Director General for Global Affairs
- In office March 2020 – September 2022

Ambassador of France to Brazil
- In office September 2017 – 2020
- Preceded by: Laurent Bili
- Succeeded by: Brigitte Collet

Ambassador of France to the United Arab Emirates
- In office 2013–2017
- Preceded by: Alain Azouaou
- Succeeded by: Ludovic Pouille

Personal details
- Born: April 10, 1960 (age 66) Paris, France
- Alma mater: École nationale d'administration Sciences Po Paris Dauphine University
- Occupation: Diplomat

= Michel Miraillet =

French diplomat and Ambassador to Canada

Michel Miraillet (born 10 April 1960) is a French diplomat who became the Ambassador of France to Canada in September 2022. He was previously the French Ambassador to Brazil and to the United Arab Emirates.

== Education ==

Miraillet is a graduate of the École nationale d'administration (ENA), Montaigne class (1986–1988). He also studied at Sciences Po and Paris Dauphine University, where he earned a postgraduate degree (DESS) in management control.

== Career ==

Michel Miraillet joined the French Ministry of Foreign Affairs in 1988, initially working on Middle Eastern affairs and arms control. From 1992 to 1995, he served as counsellor at France’s Permanent Mission to the United Nations in New York, focusing on disarmament and international security.

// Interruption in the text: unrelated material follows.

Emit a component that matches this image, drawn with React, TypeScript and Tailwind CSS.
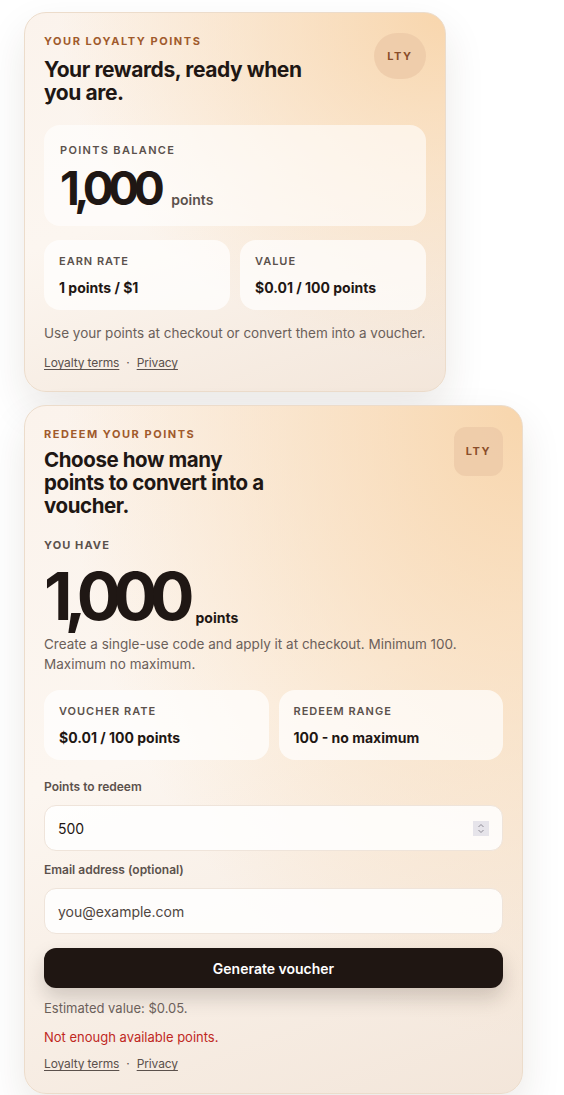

He later held diplomatic posts in Cairo and at France’s delegation to NATO, followed by service as First Counsellor at the French Embassy in Israel. Between 2007 and 2013, Miraillet worked at the French Ministry of Defence, where he served as Director for Strategic Affairs and contributed to the French White Papers on Defence and National Security.

In 2013, he was appointed Ambassador of France to the United Arab Emirates, followed by his appointment as Ambassador to Brazil in 2017. In March 2020, he returned to Paris as Director General for Global Affairs, Culture, Education, and International Development, also serving as France’s G7/G20 “sous-sherpa”.

On 13 September 2022, Miraillet was appointed Ambassador of France to Canada and presented his credentials to Governor General Mary Simon on 22 September 2022.